One indispensable use of <xsl:for-each> is to change the current document -- this is often needed in order to be able to use the key() function on a document, different from the current source XML document, for example to efficiently access lookup-table that resides in its own xml document.
Templates tend to split up the code more nicely. Also, for-each loops suffer from the fact that people often come to them with the idea that they operate identically to the way for loops work in the major programming languages.
It is the use of a for-each to call templates that is discouraged, not the widespread use of for-each, per se. Even the Muenchian method of grouping relies on xsl:key constructs with xsl:for-each loops.
The idea of writing good XSLT is that the structure of your XML should dictate what templates are matched and then applied.
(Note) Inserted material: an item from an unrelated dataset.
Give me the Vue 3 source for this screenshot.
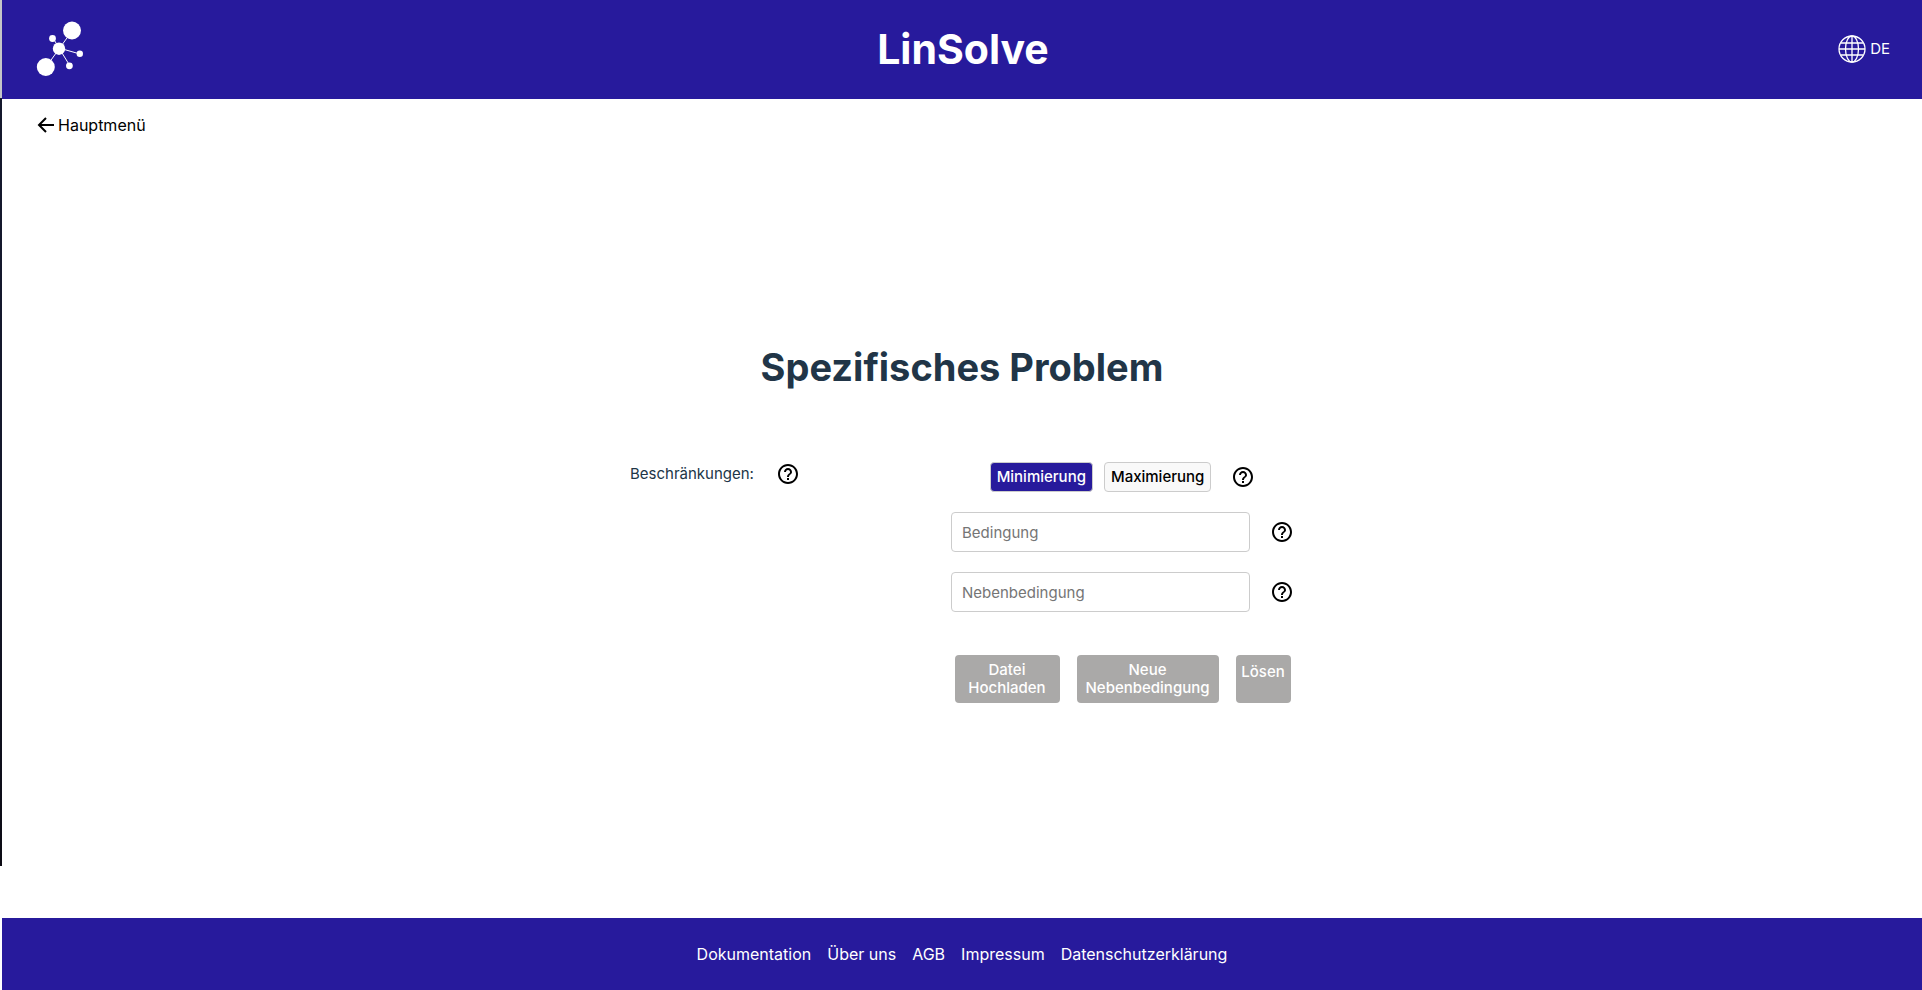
<script setup>
import { ref } from 'vue'

const mode = ref('min')
const condition = ref('')
const constraint = ref('')
const links = ['Dokumentation', 'Über uns', 'AGB', 'Impressum', 'Datenschutzerklärung']
const helpPath =
  'M11 18h2v-2h-2v2zm1-16C6.48 2 2 6.48 2 12s4.48 10 10 10 10-4.48 10-10S17.52 2 12 2zm0 18c-4.41 0-8-3.59-8-8s3.59-8 8-8 8 3.59 8 8-3.59 8-8 8zm0-14c-2.21 0-4 1.79-4 4h2c0-1.1.9-2 2-2s2 .9 2 2c0 2-3 1.75-3 5h2c0-2.25 3-2.5 3-5 0-2.21-1.79-4-4-4z'
</script>

<template>
  <div class="page">
    <header class="header">
      <a class="logo" href="#" aria-label="LinSolve">
        <svg width="48" height="56" viewBox="0 0 48 56" fill="#fff" stroke="#fff">
          <path d="M36 10L10 46M17 17l6 10M23 27l21 6M23 27l11 18" fill="none" stroke-width="1" />
          <g stroke="none">
            <circle cx="36" cy="9.500" r="9" />
            <circle cx="16.500" cy="17.500" r="3.400" />
            <circle cx="23" cy="27.700" r="6.200" />
            <circle cx="9.800" cy="46" r="9" />
            <circle cx="43.800" cy="32.700" r="3.200" />
            <circle cx="33.400" cy="44.800" r="3.400" />
          </g>
        </svg>
      </a>
      <h1 class="brand">LinSolve</h1>
      <button class="lang" type="button">
        <svg width="28" height="28" viewBox="0 0 28 28" fill="none" stroke="#fff" stroke-width="1.300">
          <circle cx="14" cy="14" r="13" />
          <ellipse cx="14" cy="14" rx="6.500" ry="13" />
          <path d="M14 1v26M1 14h26M3 8q11 0 22 0M3 20q11 0 22 0" />
        </svg>
        <span>DE</span>
      </button>
    </header>

    <nav class="back">
      <a href="#">
        <svg width="20" height="20" viewBox="0 0 20 20" fill="none" stroke="#000" stroke-width="2">
          <path d="M18 10H3M10 3l-7 7 7 7" />
        </svg>
        <span>Hauptmenü</span>
      </a>
    </nav>

    <main class="main">
      <h2 class="title">Spezifisches Problem</h2>
      <form class="form" @submit.prevent>
        <div class="row">
          <span class="caption">Beschränkungen:</span>
          <button class="help" type="button" aria-label="Hilfe">
            <svg width="24" height="24" viewBox="0 0 24 24"><path :d="helpPath" /></svg>
          </button>
        </div>
        <div class="fields">
          <div class="row">
            <div class="modes">
              <button type="button" class="mode" :class="{ active: mode === 'min' }" @click="mode = 'min'">Minimierung</button>
              <button type="button" class="mode" :class="{ active: mode === 'max' }" @click="mode = 'max'">Maximierung</button>
            </div>
            <button class="help" type="button" aria-label="Hilfe">
              <svg width="24" height="24" viewBox="0 0 24 24"><path :d="helpPath" /></svg>
            </button>
          </div>
          <div class="row">
            <input v-model="condition" type="text" placeholder="Bedingung" aria-label="Bedingung" />
            <button class="help" type="button" aria-label="Hilfe">
              <svg width="24" height="24" viewBox="0 0 24 24"><path :d="helpPath" /></svg>
            </button>
          </div>
          <div class="row">
            <input v-model="constraint" type="text" placeholder="Nebenbedingung" aria-label="Nebenbedingung" />
            <button class="help" type="button" aria-label="Hilfe">
              <svg width="24" height="24" viewBox="0 0 24 24"><path :d="helpPath" /></svg>
            </button>
          </div>
          <div class="actions">
            <button type="button" class="action upload">Datei<br />Hochladen</button>
            <button type="button" class="action add">Neue<br />Nebenbedingung</button>
            <button type="submit" class="action solve">Lösen</button>
          </div>
        </div>
      </form>
    </main>

    <footer class="footer">
      <a v-for="l in links" :key="l" href="#">{{ l }}</a>
    </footer>
  </div>
</template>

<style>
body {
  background: #fff;
}
</style>

<style scoped>
.page {
  box-sizing: border-box;
  min-height: 100vh;
  padding-left: 2px;
  display: flex;
  flex-direction: column;
  font-family: Inter, "Liberation Sans", sans-serif;
  font-size: 16px;
  line-height: 24px;
  color: #213547;
  background: linear-gradient(#c4c6c8 0 98px, #14182c 98px 500px, #0c0b14 866px, #fff 866px) left top / 2px 100% no-repeat;
}
button,
input {
  font: inherit;
  box-sizing: border-box;
}
a {
  color: inherit;
  text-decoration: none;
}
svg {
  display: block;
}
.header {
  display: grid;
  grid-template-columns: 1fr auto 1fr;
  align-items: center;
  height: 99px;
  box-sizing: border-box;
  padding: 0 32px 2px 34px;
  background: #271a9c;
  color: #fff;
}
.logo {
  justify-self: start;
}
.brand {
  margin: 0;
  font-size: 41px;
  line-height: 48px;
  font-weight: 700;
}
.lang {
  justify-self: end;
  display: flex;
  align-items: center;
  gap: 4px;
  padding: 0;
  border: 0;
  background: none;
  color: #fff;
  font-size: 15px;
}
.back {
  display: flex;
  padding: 14px 34px;
  color: #000;
}
.back a {
  display: flex;
  align-items: center;
  gap: 2px;
}
.main {
  flex: 1;
  display: flex;
  flex-direction: column;
  align-items: center;
}
.title {
  margin: 192px 0 0;
  font-size: 38px;
  line-height: 48px;
  font-weight: 700;
}
.form {
  display: flex;
  align-items: flex-start;
  justify-content: space-between;
  width: 664px;
  max-width: 100%;
  margin-top: 71px;
  font-size: 15px;
}
.row {
  display: flex;
  align-items: center;
  gap: 20px;
}
.caption {
  min-width: 126px;
}
.help {
  padding: 0;
  border: 0;
  background: none;
}
.fields {
  display: flex;
  flex-direction: column;
  align-items: center;
  gap: 20px;
}
.modes {
  display: flex;
  gap: 11px;
}
.mode {
  height: 30px;
  padding: 0 6px;
  border: 1px solid #ccc;
  border-radius: 4px;
  background: #f9f9f9;
  color: #000;
  font-weight: 500;
  line-height: 28px;
}
.mode.active {
  background: #271a9c;
  color: #fff;
}
input {
  width: 299px;
  height: 40px;
  padding: 0 10px;
  border: 1px solid #ccc;
  border-radius: 4px;
  background: #fff;
}
input::placeholder {
  color: #757575;
  opacity: 1;
}
.actions {
  display: flex;
  gap: 17px;
  margin-top: 23px;
}
.action {
  display: flex;
  justify-content: center;
  align-items: flex-start;
  padding: 6px 0;
  border: 0;
  border-radius: 4px;
  background: #aaa9a8;
  color: #fff;
  font-weight: 500;
  line-height: 18px;
}
.upload {
  width: 105px;
}
.add {
  width: 142px;
}
.solve {
  width: 55px;
  padding-top: 8px;
}
.footer {
  display: flex;
  justify-content: center;
  align-items: center;
  flex-wrap: wrap;
  gap: 16px;
  min-height: 72px;
  background: #271a9c;
  color: #fff;
}
</style>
Therefore, whenever possible, use apply-templates to select the nodes, rather than applying a select using for-each.
Quick answer: XSLT is largely functional in nature, and imperative loops are not very functional.
In general the based way to get the best out of XSLT is to use pattern matching as much as possible (xsl:apply-template rather than loops, ifs and call-template1).
In the end, it is all about style, and will make little difference in short pieces of XSLT, but being more functional will help with longer/complex problems.
1 Other than when creating functions which return values rather than modifying the output.
By using apply-templates, perhaps with a mode, makes it easier to include appropriate transformations of more kinds of elements that may be of interest at that location.
For example if you had XML containing a libraries contents, and you keep using for-each all over the place to select books, then you start keeping record of DVDs, CDs, Ginger Nut biscuits, etc, you will have to examine all the for-each sections to include more than just books. If you had used apply-templates, you may be able to simply create the new matches for the new elements.